AIM: Look through the listing below for the line containing "What React and". Copy it and each line after it up to and including the line containing "5, 2, 1, 6, 2]", exactly, leaving out pictures.

Stored dataset items
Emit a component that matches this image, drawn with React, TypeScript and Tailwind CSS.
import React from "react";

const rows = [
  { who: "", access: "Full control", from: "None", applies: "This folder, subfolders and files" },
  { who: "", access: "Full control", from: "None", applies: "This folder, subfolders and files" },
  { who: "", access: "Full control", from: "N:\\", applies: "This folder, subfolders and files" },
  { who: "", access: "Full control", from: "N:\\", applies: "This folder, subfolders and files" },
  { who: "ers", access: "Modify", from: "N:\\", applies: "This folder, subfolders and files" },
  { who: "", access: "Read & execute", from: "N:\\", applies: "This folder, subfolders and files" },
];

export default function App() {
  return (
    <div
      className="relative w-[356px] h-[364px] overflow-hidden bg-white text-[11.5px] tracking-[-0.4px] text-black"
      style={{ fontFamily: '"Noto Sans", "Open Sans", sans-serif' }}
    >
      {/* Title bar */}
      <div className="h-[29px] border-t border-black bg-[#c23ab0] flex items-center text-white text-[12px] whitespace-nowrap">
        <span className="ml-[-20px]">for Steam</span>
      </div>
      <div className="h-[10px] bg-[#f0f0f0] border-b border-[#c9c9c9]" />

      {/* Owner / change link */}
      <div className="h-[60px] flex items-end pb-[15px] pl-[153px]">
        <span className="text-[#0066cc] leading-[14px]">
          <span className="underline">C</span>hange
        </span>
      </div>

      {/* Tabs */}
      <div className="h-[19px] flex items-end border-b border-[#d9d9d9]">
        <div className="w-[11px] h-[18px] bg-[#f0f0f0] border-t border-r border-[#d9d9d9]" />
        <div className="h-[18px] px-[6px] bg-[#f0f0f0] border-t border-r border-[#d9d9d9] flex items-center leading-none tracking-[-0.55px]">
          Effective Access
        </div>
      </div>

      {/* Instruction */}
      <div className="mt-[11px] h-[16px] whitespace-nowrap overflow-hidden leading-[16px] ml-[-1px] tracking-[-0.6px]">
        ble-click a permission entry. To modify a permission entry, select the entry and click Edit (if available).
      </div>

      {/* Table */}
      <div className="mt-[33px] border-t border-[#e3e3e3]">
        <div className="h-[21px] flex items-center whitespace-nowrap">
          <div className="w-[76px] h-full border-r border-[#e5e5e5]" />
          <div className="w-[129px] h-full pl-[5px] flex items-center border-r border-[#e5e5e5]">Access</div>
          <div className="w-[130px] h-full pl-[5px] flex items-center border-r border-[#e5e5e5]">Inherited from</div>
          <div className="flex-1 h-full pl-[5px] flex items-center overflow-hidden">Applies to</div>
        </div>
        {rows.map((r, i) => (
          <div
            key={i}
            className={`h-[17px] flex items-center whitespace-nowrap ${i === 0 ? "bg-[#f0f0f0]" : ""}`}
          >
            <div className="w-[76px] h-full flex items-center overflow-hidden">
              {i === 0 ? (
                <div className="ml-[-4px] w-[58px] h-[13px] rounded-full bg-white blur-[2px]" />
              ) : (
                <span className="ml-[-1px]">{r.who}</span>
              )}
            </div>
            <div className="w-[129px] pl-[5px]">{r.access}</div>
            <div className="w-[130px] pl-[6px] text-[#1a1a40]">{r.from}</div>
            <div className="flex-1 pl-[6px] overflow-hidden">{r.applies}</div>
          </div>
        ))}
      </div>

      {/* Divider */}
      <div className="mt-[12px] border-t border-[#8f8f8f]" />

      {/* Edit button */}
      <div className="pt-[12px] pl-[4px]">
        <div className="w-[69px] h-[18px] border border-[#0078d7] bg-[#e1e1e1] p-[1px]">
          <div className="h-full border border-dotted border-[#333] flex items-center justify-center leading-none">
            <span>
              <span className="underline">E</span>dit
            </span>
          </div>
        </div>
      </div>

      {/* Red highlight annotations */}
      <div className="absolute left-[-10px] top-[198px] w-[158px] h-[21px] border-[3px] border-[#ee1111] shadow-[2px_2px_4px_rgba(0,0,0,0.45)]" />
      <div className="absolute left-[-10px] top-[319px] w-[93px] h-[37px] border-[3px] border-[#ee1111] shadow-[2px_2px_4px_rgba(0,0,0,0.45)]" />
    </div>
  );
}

* * *

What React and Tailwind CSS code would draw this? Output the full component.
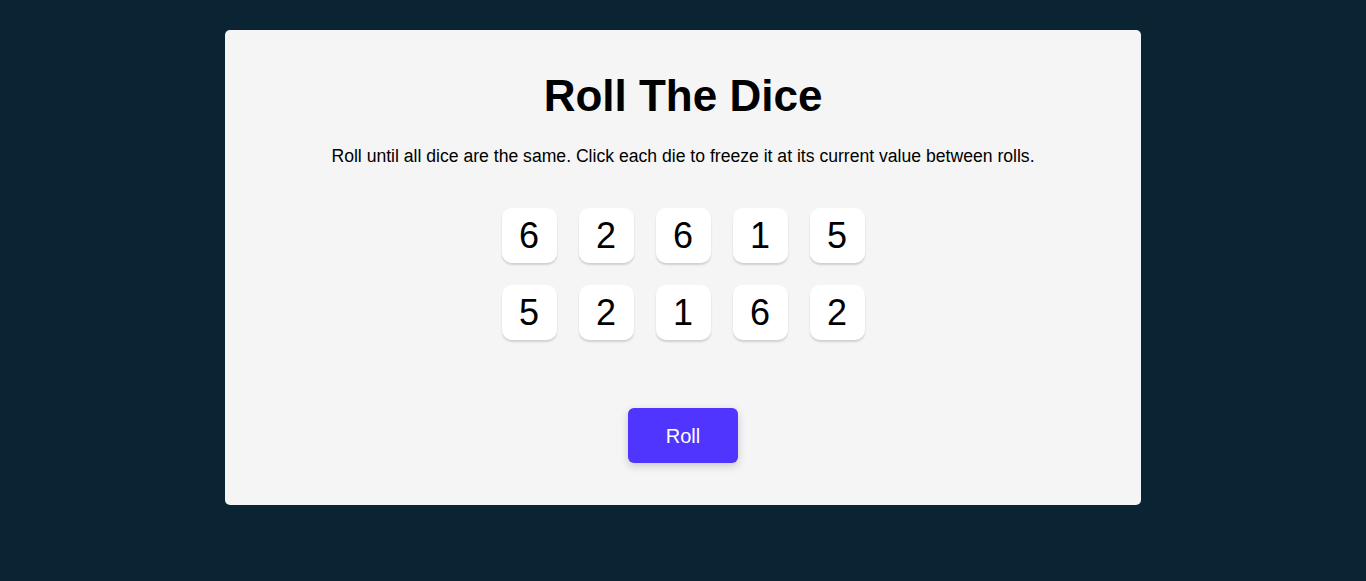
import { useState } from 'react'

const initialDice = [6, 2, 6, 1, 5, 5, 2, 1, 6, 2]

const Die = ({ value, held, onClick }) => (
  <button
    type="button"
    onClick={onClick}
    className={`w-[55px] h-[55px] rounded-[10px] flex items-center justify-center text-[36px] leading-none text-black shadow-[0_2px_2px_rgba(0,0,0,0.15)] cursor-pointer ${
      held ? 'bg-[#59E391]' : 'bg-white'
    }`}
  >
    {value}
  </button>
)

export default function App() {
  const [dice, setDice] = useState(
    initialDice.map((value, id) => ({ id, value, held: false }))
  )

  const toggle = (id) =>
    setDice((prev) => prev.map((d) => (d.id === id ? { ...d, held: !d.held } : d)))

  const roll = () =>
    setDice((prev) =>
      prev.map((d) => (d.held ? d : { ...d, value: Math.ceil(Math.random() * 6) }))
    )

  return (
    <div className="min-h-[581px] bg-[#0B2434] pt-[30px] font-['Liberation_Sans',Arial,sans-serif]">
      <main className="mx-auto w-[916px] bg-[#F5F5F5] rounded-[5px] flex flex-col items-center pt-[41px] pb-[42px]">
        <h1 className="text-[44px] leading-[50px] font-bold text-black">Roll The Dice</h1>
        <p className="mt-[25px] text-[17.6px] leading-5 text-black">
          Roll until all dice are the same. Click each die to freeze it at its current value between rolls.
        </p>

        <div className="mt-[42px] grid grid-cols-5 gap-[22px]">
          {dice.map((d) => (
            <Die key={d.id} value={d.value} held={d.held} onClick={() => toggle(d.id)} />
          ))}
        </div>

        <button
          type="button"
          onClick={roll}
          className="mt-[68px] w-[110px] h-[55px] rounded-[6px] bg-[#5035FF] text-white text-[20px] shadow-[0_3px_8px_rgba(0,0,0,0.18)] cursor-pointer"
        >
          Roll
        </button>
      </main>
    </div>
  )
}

* * *

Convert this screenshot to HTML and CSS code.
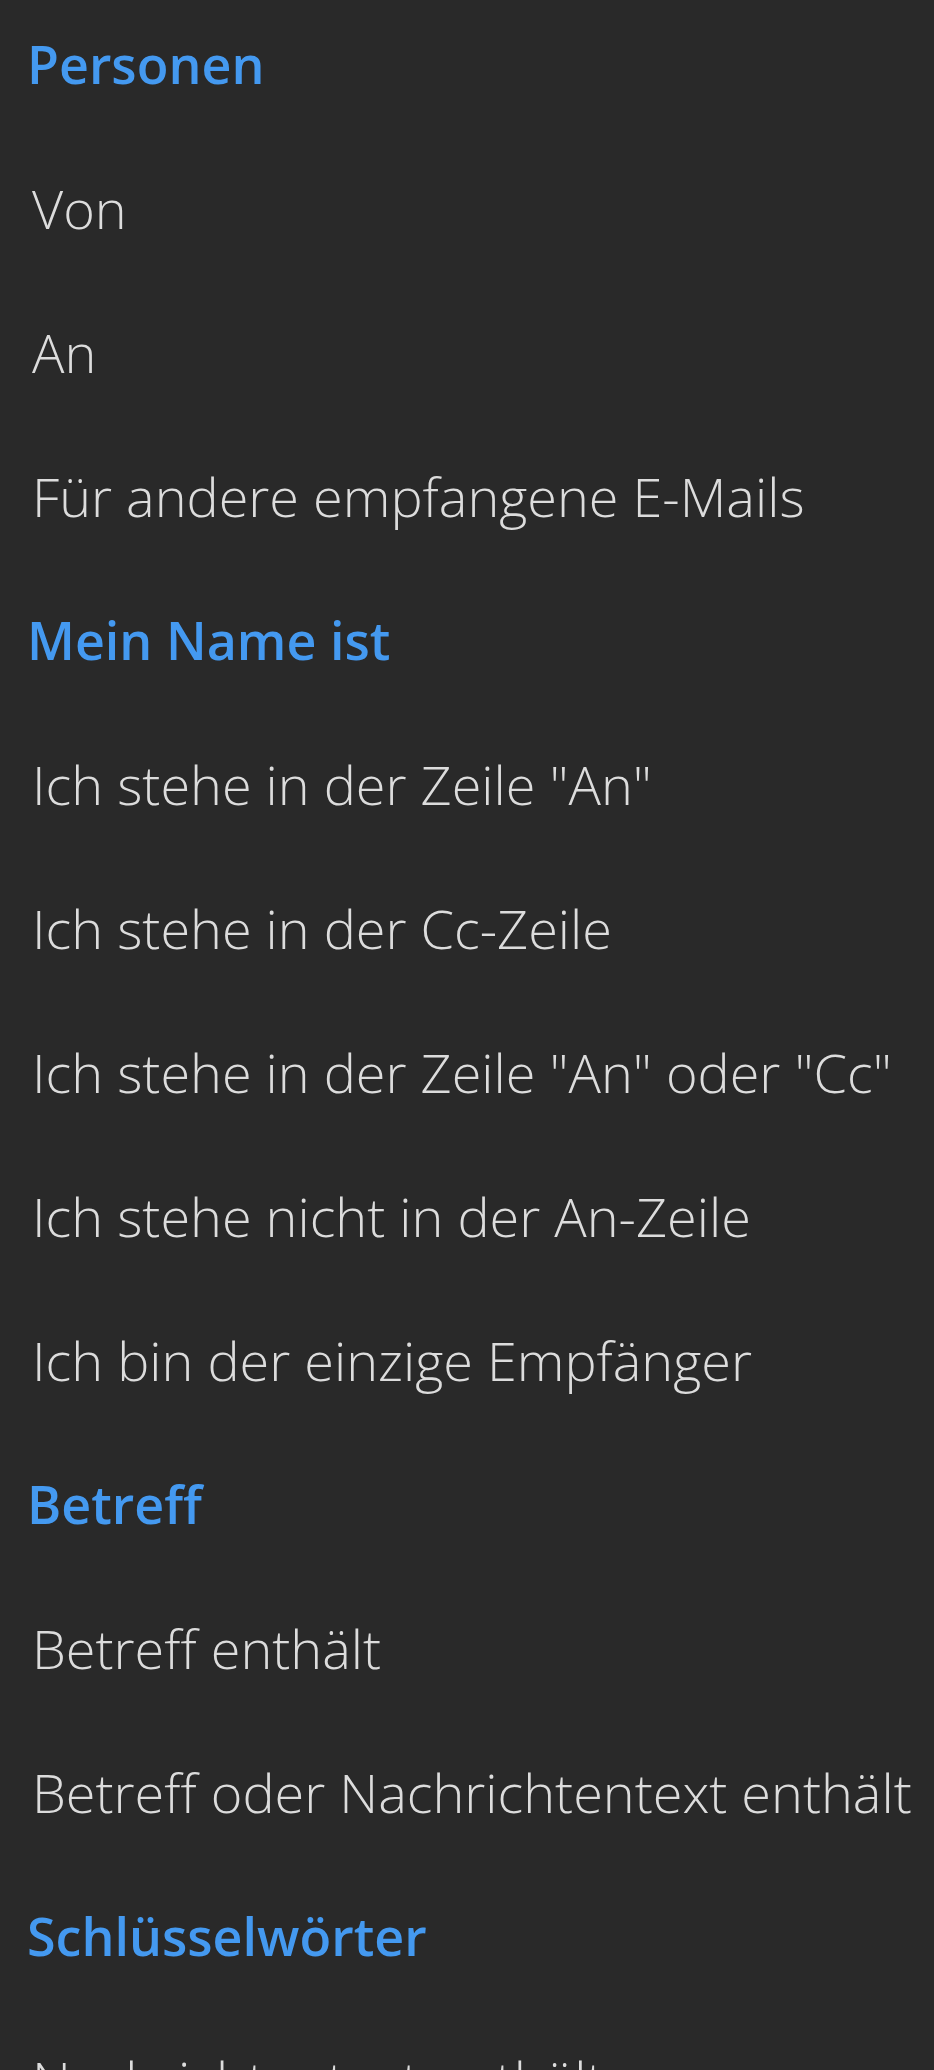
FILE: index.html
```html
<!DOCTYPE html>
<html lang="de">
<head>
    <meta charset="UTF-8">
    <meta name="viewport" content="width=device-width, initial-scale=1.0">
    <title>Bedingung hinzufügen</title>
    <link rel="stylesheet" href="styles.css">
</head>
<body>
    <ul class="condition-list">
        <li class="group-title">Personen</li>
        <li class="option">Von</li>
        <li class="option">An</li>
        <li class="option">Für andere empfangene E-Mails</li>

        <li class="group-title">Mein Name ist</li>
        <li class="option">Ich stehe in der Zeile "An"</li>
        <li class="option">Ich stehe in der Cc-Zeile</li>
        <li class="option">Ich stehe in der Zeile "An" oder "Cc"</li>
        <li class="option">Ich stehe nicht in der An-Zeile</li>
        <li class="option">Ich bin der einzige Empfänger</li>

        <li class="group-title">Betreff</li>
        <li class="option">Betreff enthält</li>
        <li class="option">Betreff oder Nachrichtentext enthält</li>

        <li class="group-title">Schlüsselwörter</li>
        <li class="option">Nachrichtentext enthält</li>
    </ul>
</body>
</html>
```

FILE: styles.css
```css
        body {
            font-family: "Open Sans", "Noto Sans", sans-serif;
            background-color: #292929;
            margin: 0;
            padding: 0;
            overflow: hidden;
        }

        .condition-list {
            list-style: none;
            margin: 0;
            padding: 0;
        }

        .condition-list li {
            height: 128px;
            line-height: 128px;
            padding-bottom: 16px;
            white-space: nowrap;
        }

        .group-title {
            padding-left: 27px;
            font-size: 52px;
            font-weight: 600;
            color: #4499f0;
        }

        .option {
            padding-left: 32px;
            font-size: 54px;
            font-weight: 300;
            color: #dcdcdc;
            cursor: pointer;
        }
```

SOLUTION TO THIS TASK:
What React and Tailwind CSS code would draw this? Output the full component.
import { useState } from 'react'

const initialDice = [6, 2, 6, 1, 5, 5, 2, 1, 6, 2]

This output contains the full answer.